In one embodiment, the optical router is a multiplexer/demultiplexer. Additionally, or alternatively, the optical router is an interleaver. It may be a combined interleaver/multiplexer/demultiplexer. In another embodiment, the optical router operates in conjunction with a multiplexer and a demultiplexer or a combined multiplexer/demultiplexer. The latter of these embodiments allows there to be distributed wavelength splitting functionality at the curb location. In yet another embodiment, a plurality of cascaded interleavers is used to provide a distributed optical router.

Preferably, the optical router has reciprocal routing in the upstream and downstream directions. This means that for any particular light transmitting route, any particular wavelength will have reciprocal routing in the upstream and downstream directions.

Preferably, for each network unit, different channels are used when transmitting and receiving data traffic in the upstream and downstream directions. This results in less cross-talk and back-reflection. Spectral filtering can be used to achieve even greater isolation.

Preferably, the optical transmission network is an optical fibre network. Most preferably, it is a passive optical network Preferably, the optical router has light transmitting routes arranged between at least one input and inputs/outputs and light transmitting routes between inputs/outputs and at least one output such that, in the downstream direction, a channel is received by one input and output by a respective input/output, and, in the upstream direction, the channel is received by an input/output, the correspondence of the channel and the input/output for upstream being shifted relatively with respect to downstream, and output by at least one output.

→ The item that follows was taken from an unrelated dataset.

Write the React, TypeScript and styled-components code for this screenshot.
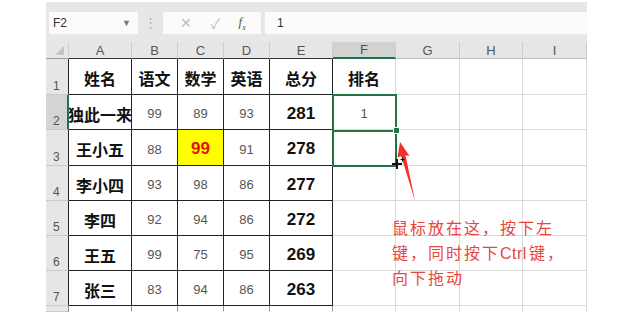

Preferably, the optical router has light transmitting routes arranged between at least one input and inputs/outputs and light transmitting routes arranged between inputs/outputs and at least one output such that, in the downstream direction, a plurality of channels are received by at least one input and respective channels are output by respective adjacent inputs/outputs, and, in the upstream direction, the channels are received by respective inputs/outputs, the correspondence of each channel and its corresponding input/output for upstream being shifted relatively with respect to downstream, and output by at least one output.

Preferably, the correspondence between each channel and its corresponding input/output is shifted by the same amount. Preferably, the correspondence between each channel and its corresponding input/output is shifted by one so that it corresponds to an adjacent input/output for upstream.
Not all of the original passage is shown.